Una ricorrenza che agli artenesi sta molto a cuore e che rappresenta la più grande tragedia accaduta nella Città negli ultimi due secoli. L’Amministrazione Pubblica la ricorda ogni anno, anche se l’emergenza sanitaria ha di molto affievolito le presenze
Come ogni anno anche in questo 2022 ricordiamo il giorno più drammatico, di morte e di distruzione, della nostra Città.
Sono trascorsi 78 anni da quel lontano 31 gennaio 1944, e i ricordi e la memoria vanno sempre più scemando, i sopravvissuti di quell’evento non ci sono quasi più, e questo giorno sta divendando un appuntamento quasi obbligato per quelle povere vittime, anche se la realtà ci dice che ogni anno che passa partecipano sempre più poche persone, auspico di sbaliarmi. La memoria di questi eventi va conservata e tramandata altrimenti faremmo un doppio torto a chi in quel giorno ha perso la vita.
Lunedi 31 gennaio 1944, raccontano le cronache, era una giornata assolata quasi un anticipo di primavera. La gente quel giorno approfittando del bel sole, uscì dai ricoveri e andò, nel pomeriggio, presso Santa Maria e nelle sue vicinanze.
Nessuno poteva immaginare che da lì in poco tempo si sarebbe scatenato l’inferno, anche perché Artena fino ad allora era stata risparmiata da cruente battaglie .
Verso le 15,30, improvvisamente, si sente il suono delle sirene di Colleferro e un rumore assordante di aerei, sono 24 bombardieri americani che provengono da oriente, che si dividono in due formazioni, una va verso Palestrina e un’altra punta ad Artena.
In un attimo ci fù il panico, le persone presenti sul pianoro di Santa Maria incominciarono a correre da tutte le parti. Il Collegio Serafico con i superiori i trovavano nelle vicinanze della Chiesa, poiché i tedeschi avevano requisito il convento che era stato adibito ad ospedale militare.
In un attimo, il Padre Maestro richiamò con il fischietto i fratini e si portarono tutti dentro la Chiesa. Incominciarono la recita dell’Ave Maria, ne recitano soltanto due, alla terza la chiesa venne bombardata e rasa al suolo, seppellendo tutti quelli che vi avevano trovato rifuggio.

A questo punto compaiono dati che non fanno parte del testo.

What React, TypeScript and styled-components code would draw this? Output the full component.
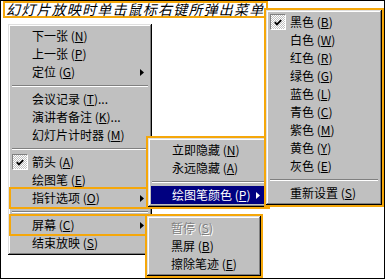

Immaginiamo, subito dopo il bombardamento, le urla, i gemiti, le richieste di aiuto, lo spettacolo desolante e raccapricciante per chi arrivò subito sul posto
La chiesa era completamente distrutta, le macerie erano fumanti, i corpi sparsi. Il bilancio delle vittime fu di tre sacerdoti, nove fratini e alcuni civili orribilmente cadaveri, e numerosi feriti.
Il Padre Corrado Vitelli, fratello gemello di Don Amedeo, che per caso i trovava ad Artena in quei giorni, nel tentativo di salvare alcuni fratini con il suo corpo, fù colpito alla schiena da una grossa trave e morirà poco dopo nell’ospedale militare del convento.
I morti furono portati al comune e i feriti furono trasportati nell’ospedale di Anagni di Velletri e di Latina, poiché quello di Colleferro ancora non era stato costruito.
Il Padre Rettore del collegio serafico, Fra Igino Franciosi, si trovava in quel momento in convento. Appena sentito il rumore degli aerei e visto il fumo vicino alla chiesa si precipito subito a Santa Maria, appena arrivato lanciò un urlo lacinante si inginochiò e disse: “figli….. figli miei che dirò ora alle vostre mamme” poiché lui era il custode di questi ragazzi, ed ebbe un malore.
L’arciprete mons. Angelo Gentilezza che fù parroco di Santa Maria per 43 anni, era intento a recitare l’ufficio divino nella chiesa di Santa Croce, sentito quel grade fragore e subito ripresosi, volle portarsi a Santa Maria, ma arrivato a For de porta si fermò e non ebbe più la forza di proseguire, vedendo i morti e i feriti che venivano trasportati al municipio.
Tornato nella propria abitazione fù colto da malore, e dopo qualche giorno fù portato a Roma, nella casa di suo cugino il magistrato Ugo Aloisi, dopo qualche mese affranto dal forte dolore per la distruzione della sua amata chiesa, come soleva dire, rese la sua anima a Dio.
Saresti troppo crudele, o Regina dei cimiteri, se dietro a te, non volasse l’Angelo di Dio, per raccogliere e anime degne del cielo. Saresti troppo crudele, se dopo la notte di dolore che porti con te, non venisse l’aurora dei cieli eterni. Troppo crudele, se dopo il pianto di una madre non venisse, come celeste certezza il conforto della Croce.